Depois de anos estudando as instituições de outras democracias, aprendi que é muito difícil defender uma opção institucional em abstrato. Em geral, as discussões deste tipo acabam em empate, com os interlocutores apresentando boas (e más) razões para adotar um modelo e não outro. Para dar um exemplo, acredito que o sistema eleitoral  proporcional é melhor do que o voto distrital. Mas conheço democratas ingleses que me oferecem boas razões para acreditar que o contrário é verdade.

Por esta razão, creio que a pergunta é: o que é melhor para a democracia brasileira?
Sou a favor da continuidade do voto e do alistamento obrigatórios por uma razão simples. Acredito que ambos foram fundamentais pela ampla  inclusão dos mais pobres e menos escolarizados no sistema político. Hoje, praticamente todos os cidadãos acima de 18 anos (e jovens de 16 e 17) fazem parte da comunidade política.  Parece um desafio pequeno, mas em países como forte desigualdade social como a Índia e os Estados Unidos, amplas parcelas (concentradas entre os mais pobres) estão fora do sistema político.

Já posso imaginar o leitor se perguntando: mas que incorporação é essa, mediada pelo clientelismo, pela compra de voto e pela apatia? Obviamente estas são características do nosso processo eleitoral que devem ser combatidas.  E não necessariamente serão suprimidas com o voto facultativo.

Agora pense no Brasil dos últimos 25 anos. Nos direitos sociais da Carta de 1988, nas políticas públicas implementadas para os mais pobres, na onipresença da questão social na agenda das eleições.  Com todas as distorções, criamos um sistema em que os representantes têm que olhar para baixo, têm que prestar conta aos menos escolarizados por um motivo crucial: estes necessariamente irão às urnas e são a maioria dos eleitores.

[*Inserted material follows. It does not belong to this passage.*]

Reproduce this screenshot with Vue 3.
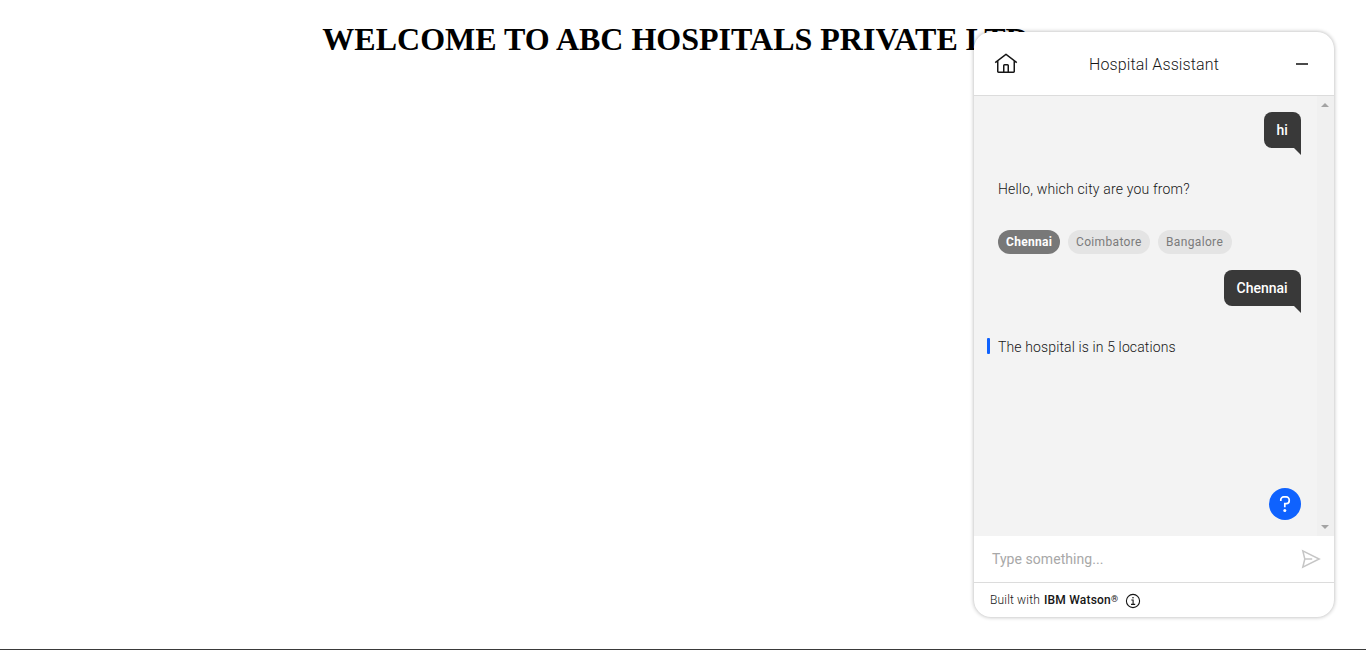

Quando leio que a abstenção nos Estados Unidos é bem maior entre os não brancos, pobres e moradores das periferias faço o exercício contrário: Será que eles não deveriam adotar o voto obrigatório? Será que o projeto de reforma do sistema de saúde teria tanta dificuldade de ser aprovado se todos os eleitores fossem obrigados a comparecer para votar?